There was another burning issue, all but literal for Ray J: his frustration with expectations from his family felt like it was boiling over. “They want me to be something else/but I’m surpassing everything y’all do,” he spat back in the conversation, defiant and pained at the same time. The line hit a nerve on the internet, where many called it arrogant, though just as many interpreted it as a cry for validation from someone who’s never felt like he’s measured up in the eyes of his family and a voracious public.

Social media and Critics didn’t waste time in ripping him, including, “The level of arrogance is wild… He will NEVER have the positive and constructive impact that Brandy has had on anything.” Another said, “Mind you, he’s 44, still acting 24.” And maybe most acerbic of all, “Ray J is the perfect example of parents loving the son and raising the daughter.”

But behind the memes and snarky tweets is something more universal: the complex, messy, and all-too-human dynamics that play out behind closed doors even in celebrity families.

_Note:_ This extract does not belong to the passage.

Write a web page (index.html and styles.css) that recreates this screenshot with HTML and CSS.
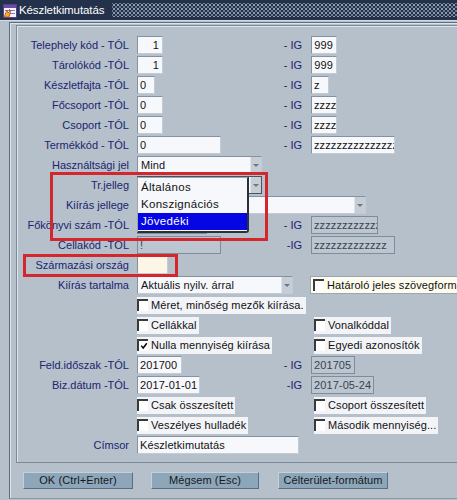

The Ray J confession might have surprised some. Still, for others, it resonated because it felt, well, all too familiar a reminder of their sagas of familial pressure, misunderstood ambition, and the silences that too frequently substitute for love.

Love him or hate him, or pay attention to him from a distance, the vulnerability Ray J displays cannot be denied. He’s not pleading for rescue, but he’s just finally speaking his truth. And sometimes that is the only way that healing can begin.